The special effects are simultaneously terrible and hilariously good, with plenty of creative onscreen deaths for the gore fans among you: murders involving everything from beer kegs to cute little puppy dogs. It can’t be topped, however, by the death of the paddleboat driver – I won’t spoil it here, but it was completely unexpected (and kind of sad), making it all the more funny.
Rousselet, who is also one of the film’s directors, is a big fan (perhaps a bit of an understatement) of the infamous so-bad-it’s-good epic The Room, and it almost shows in the way DBPM3 is put together, though it’s hard to replicate Tommy Wiseau’s unintentionally awful delivery. Those of you are fortunate (or not, depending on how you look at it) to have seen Wiseau’s ‘masterpiece’ may recognise Greg Sestero as Mark, the best friend of Johnny (Wiseau). There’s also a cool cameo from Larry King as Coach Handsey – King had previously expressed his interest in being killed in a feature film during an interview with 5SF.

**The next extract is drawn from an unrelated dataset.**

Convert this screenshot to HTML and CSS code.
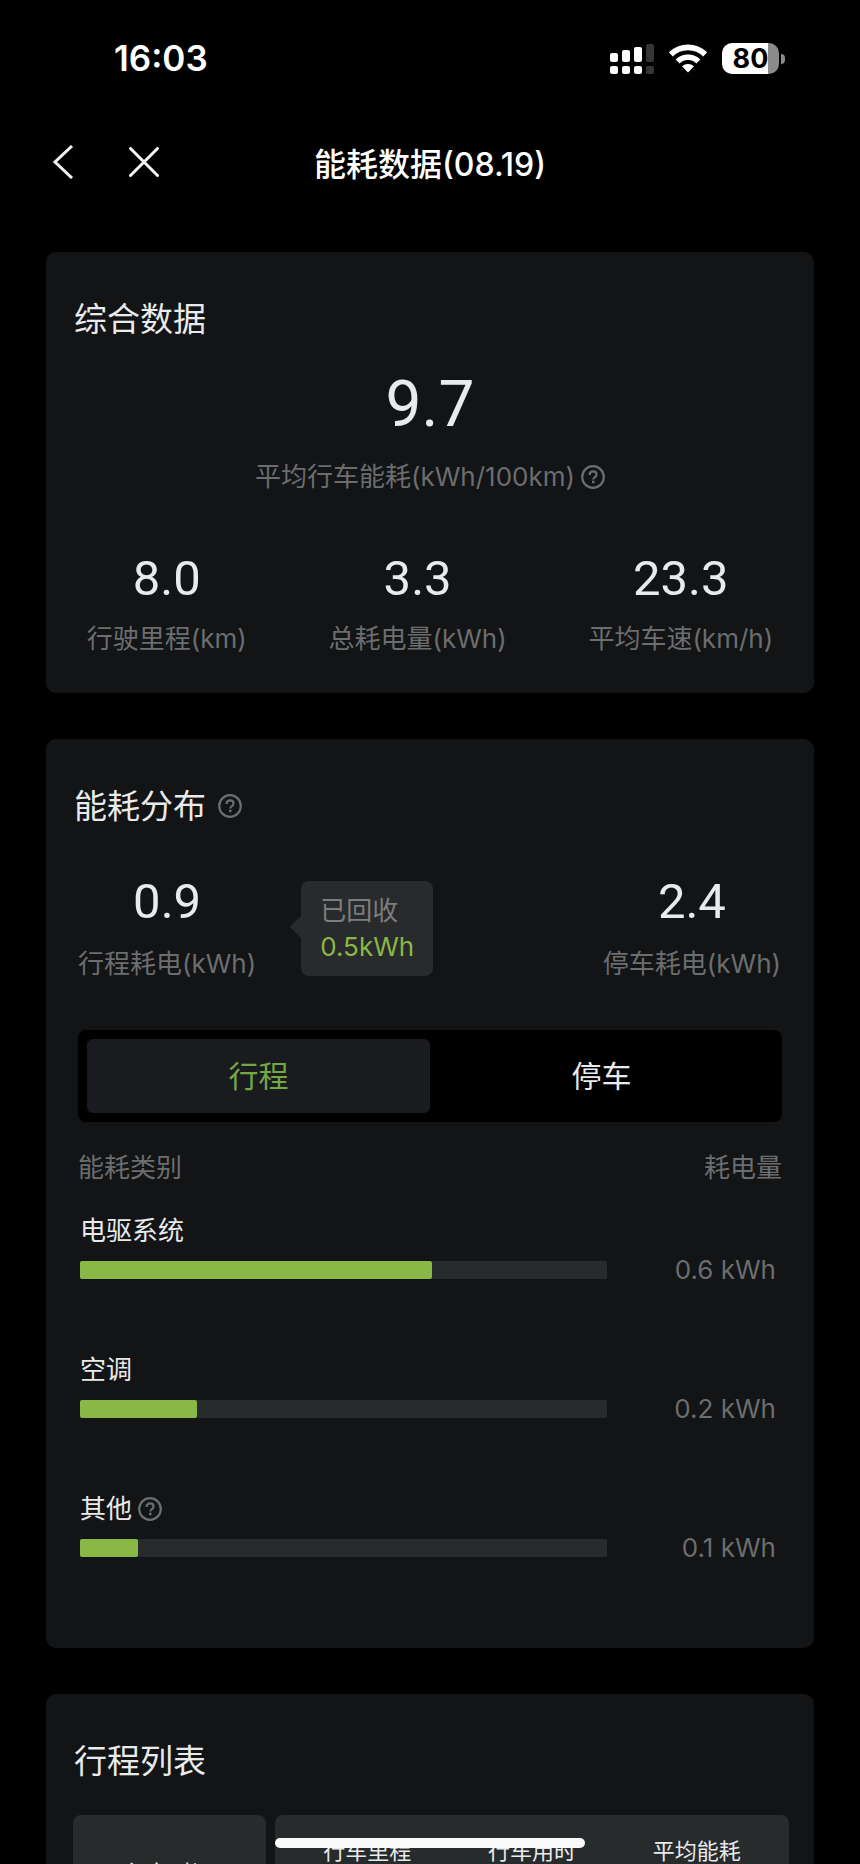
FILE: index.html
```html
<!DOCTYPE html>
<html lang="zh-CN">
<head>
<meta charset="utf-8">
<meta name="viewport" content="width=device-width, initial-scale=1">
<title>能耗数据(08.19)</title>
<link rel="stylesheet" href="styles.css">
</head>
<body>
<svg class="sprite" aria-hidden="true">
  <symbol id="help" viewBox="0 0 24 24">
    <circle cx="12" cy="12" r="10.8" fill="none" stroke="currentColor" stroke-width="2.2"/>
    <path d="M8.600 9.900c0-2.200 1.500-3.500 3.500-3.500s3.400 1.200 3.400 3c0 1.500-.9 2.200-1.900 2.900-.9.600-1.300 1.100-1.300 2.200" fill="none" stroke="currentColor" stroke-width="2.2"/>
    <rect x="11" y="15.700" width="2.500" height="2.500" fill="currentColor"/>
  </symbol>
</svg>
<div class="screen">
  <header class="status">
    <time class="clock">16:03</time>
    <div class="status-icons">
      <svg class="signal" viewBox="0 0 44 31" aria-label="信号">
        <g fill="#fff">
          <rect x="0" y="10" width="8" height="9" rx="2"/><rect x="12" y="7" width="8" height="12" rx="2"/><rect x="24" y="4" width="8" height="15" rx="2"/>
          <rect x="0" y="23" width="8" height="8" rx="2"/><rect x="12" y="23" width="8" height="8" rx="2"/><rect x="24" y="23" width="8" height="8" rx="2"/>
        </g>
        <g fill="#363636"><rect x="36" y="1" width="8" height="18" rx="2"/><rect x="36" y="23" width="8" height="8" rx="2"/></g>
      </svg>
      <svg class="wifi" viewBox="0 0 38 29" aria-label="无线网络">
        <g fill="none" stroke="#fff" stroke-width="5.600">
          <path d="M1.800 10.400A24.500 24.500 0 0 1 36.200 10.400"/>
          <path d="M8.600 17.400A15 15 0 0 1 29.400 17.400"/>
        </g>
        <path d="M19 28.500l-6-6.200a9 9 0 0 1 12 0z" fill="#fff"/>
      </svg>
      <div class="battery"><span class="battery-level">80</span></div>
    </div>
  </header>

  <nav class="navbar">
    <div class="nav-actions">
      <button class="icon-button" type="button" aria-label="返回">
        <svg class="chevron" viewBox="0 0 22 34"><path d="M20 1L3 17l17 16" fill="none" stroke="#f2f2f2" stroke-width="3"/></svg>
      </button>
      <button class="icon-button" type="button" aria-label="关闭">
        <svg class="cross" viewBox="0 0 30 30"><path d="M1.500 1.500l27 27M28.500 1.500l-27 27" fill="none" stroke="#f6f6f6" stroke-width="3" stroke-linecap="round"/></svg>
      </button>
    </div>
    <h1 class="page-title">能耗数据(08.19)</h1>
  </nav>

  <main class="content">
    <section class="card">
      <h2 class="card-title">综合数据</h2>
      <div class="hero">
        <strong class="hero-value">9.7</strong>
        <span class="label hero-label">平均行车能耗(kWh/100km)
          <button class="help" type="button" aria-label="说明"><svg><use href="#help"/></svg></button>
        </span>
      </div>
      <div class="stats">
        <div class="stat"><strong class="value">8.0</strong><span class="label">行驶里程(km)</span></div>
        <div class="stat"><strong class="value">3.3</strong><span class="label">总耗电量(kWh)</span></div>
        <div class="stat"><strong class="value">23.3</strong><span class="label">平均车速(km/h)</span></div>
      </div>
    </section>

    <section class="card">
      <h2 class="card-title">能耗分布
        <button class="help" type="button" aria-label="说明"><svg><use href="#help"/></svg></button>
      </h2>
      <div class="split">
        <div class="stat"><strong class="value">0.9</strong><span class="label">行程耗电(kWh)</span></div>
        <div class="recovered"><span>已回收</span><span class="recovered-value">0.5kWh</span></div>
        <div class="stat stat-end"><strong class="value">2.4</strong><span class="label">停车耗电(kWh)</span></div>
      </div>
      <div class="tabs" role="tablist">
        <button class="tab tab-active" type="button" role="tab" aria-selected="true">行程</button>
        <button class="tab" type="button" role="tab" aria-selected="false">停车</button>
      </div>
      <div class="list-head label"><span>能耗类别</span><span>耗电量</span></div>
      <ul class="usage">
        <li class="usage-item">
          <span class="usage-name">电驱系统</span>
          <div class="track"><div class="fill" style="width:66.7%"></div></div>
          <span class="usage-value">0.6 kWh</span>
        </li>
        <li class="usage-item">
          <span class="usage-name">空调</span>
          <div class="track"><div class="fill" style="width:22.2%"></div></div>
          <span class="usage-value">0.2 kWh</span>
        </li>
        <li class="usage-item">
          <span class="usage-name">其他
            <button class="help" type="button" aria-label="说明"><svg><use href="#help"/></svg></button>
          </span>
          <div class="track"><div class="fill" style="width:11.1%"></div></div>
          <span class="usage-value">0.1 kWh</span>
        </li>
      </ul>
    </section>

    <section class="card">
      <h2 class="card-title">行程列表</h2>
      <div class="trips">
        <table class="trip-table trip-time"><thead><tr><th>行车时间</th></tr></thead></table>
        <table class="trip-table trip-data"><thead><tr><th>行车里程</th><th>行车用时</th><th>平均能耗</th></tr></thead></table>
      </div>
    </section>
  </main>
  <div class="home-indicator"></div>
</div>
</body>
</html>
```
FILE: styles.css
```css
* { box-sizing: border-box; }

body {
  margin: 0;
  background: #000;
  color: #e9eaeb;
  font-family: Inter, "Noto Sans CJK SC", sans-serif;
  font-size: 26px;
  line-height: 36px;
}

button {
  padding: 0;
  border: 0;
  background: none;
  color: inherit;
  font: inherit;
  cursor: pointer;
}

h1, h2, ul { margin: 0; padding: 0; font-weight: 400; }
ul { list-style: none; }
svg { display: block; }

.sprite { position: absolute; width: 0; height: 0; }

.screen {
  display: flex;
  flex-direction: column;
  height: 100vh;
  overflow: hidden;
}

/* Status bar */
.status {
  flex: none;
  display: flex;
  align-items: center;
  justify-content: space-between;
  height: 116px;
  padding: 0 75px 0 114px;
}
.clock { color: #fff; font-size: 35px; font-weight: 600; }
.status-icons { display: flex; align-items: center; gap: 15px; }
.signal { width: 44px; height: 31px; }
.wifi { width: 38px; height: 29px; }
.battery {
  position: relative;
  width: 57px;
  height: 31px;
  margin-right: 6px;
  border-radius: 10px;
  background: linear-gradient(90deg, #fff 80%, #8b8b8b 80%);
}
.battery::after {
  content: "";
  position: absolute;
  left: 59px;
  top: 11px;
  width: 4px;
  height: 10px;
  border-radius: 0 4px 4px 0;
  background: #8b8b8b;
}
.battery-level {
  display: block;
  color: #000;
  font-size: 27px;
  font-weight: 700;
  line-height: 31px;
  text-align: center;
}

/* Navigation bar */
.navbar {
  flex: none;
  display: grid;
  grid-template-columns: 1fr auto 1fr;
  align-items: center;
  height: 98px;
  padding: 0 52px;
}
.nav-actions { display: flex; align-items: center; gap: 55px; height: 92px; align-self: start; }
.chevron { width: 22px; height: 34px; }
.cross { width: 30px; height: 30px; }
.page-title { color: #fff; font-size: 32px; font-weight: 500; line-height: 48px; }

/* Cards */
.content {
  flex: 1;
  display: flex;
  flex-direction: column;
  gap: 46px;
  padding: 38px 46px;
  overflow-y: auto;
  scrollbar-width: none;
}
.card {
  flex: none;
  border-radius: 10px;
  background: #121416;
}
.card-title {
  display: flex;
  align-items: center;
  gap: 12px;
  padding: 43px 28px 0;
  font-size: 33px;
  line-height: 48px;
}
.label { color: #6c6d6f; white-space: nowrap; }
.help { width: 24px; height: 24px; color: #6c6d6f; }
.help svg { width: 24px; height: 24px; }

.hero, .stat { display: flex; flex-direction: column; align-items: center; }
.hero { padding-top: 24px; gap: 16px; }
.hero-value, .value { font-family: Roboto, sans-serif; font-weight: 400; }
.hero-value { font-size: 64px; line-height: 76px; }
.hero-label { display: flex; align-items: center; gap: 6px; }
.value { font-size: 49px; line-height: 56px; }
.stats { display: flex; justify-content: space-around; padding: 56px 0 36px; }
.stat { gap: 14px; }

/* Distribution */
.split { display: flex; align-items: flex-start; padding: 44px 33px 0 32px; }
.split .stat { gap: 16px; }
.stat-end { margin-left: auto; }
.recovered {
  position: relative;
  display: flex;
  flex-direction: column;
  margin: 7px 0 0 45px;
  padding: 12px 19px 11px;
  border-radius: 8px;
  background: #282a2b;
  color: #7c7d7e;
}
.recovered::before {
  content: "";
  position: absolute;
  left: -11px;
  top: 35px;
  border: solid transparent;
  border-width: 11px 11px 11px 0;
  border-right-color: #282a2b;
}
.recovered-value { color: #8ab846; }
.tabs {
  display: grid;
  grid-template-columns: 1fr 1fr;
  margin: 48px 32px 0;
  padding: 9px;
  border-radius: 8px;
  background: #000;
}
.tab { height: 74px; border-radius: 6px; font-size: 30px; }
.tab-active { background: #1a1b1e; color: #74a845; }
.list-head { display: flex; justify-content: space-between; padding: 28px 32px 0; }
.usage { display: grid; gap: 73px; padding: 27px 38px 91px 34px; }
.usage-item {
  display: grid;
  grid-template-columns: 1fr 169px;
  row-gap: 12px;
  align-items: center;
}
.usage-name { grid-column: 1 / -1; display: flex; align-items: center; gap: 6px; }
.track { height: 18px; border-radius: 2px; background: #282b2c; }
.fill { height: 100%; border-radius: 2px; background: #8ab846; }
.usage-value { color: #6c6d6f; line-height: 18px; text-align: right; }

/* Trip list */
.trips { display: flex; gap: 9px; padding: 30px 25px 40px 27px; }
.trip-table {
  height: 116px;
  padding: 0 10px;
  border-collapse: separate;
  border-spacing: 0;
  border-radius: 8px;
  background: #282b2c;
  table-layout: fixed;
  font-size: 22px;
}
.trip-table th { padding: 0; font-weight: 400; }
.trip-time { width: 193px; }
.trip-data { flex: 1; }
.trip-data th { padding-bottom: 44px; }

.home-indicator {
  position: fixed;
  bottom: 16px;
  left: 32%;
  right: 32%;
  height: 10px;
  border-radius: 5px;
  background: #fafafa;
}
```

DBPM3 is a real group effort. The film was funded by a Kickstarter, so it’s obvious that there was a lot of fan support from the outset, and there’s some amazing chemistry between the cast members – it’s obvious that they really enjoyed the filming. If you’re more of a fan of highbrow humour, then DBPM3 definitely isn’t for you. But if you’re okay with the idea of sitting back and lowering your standards a little for some laughs – it’s surprisingly easy – then it’s definitely worth checking out.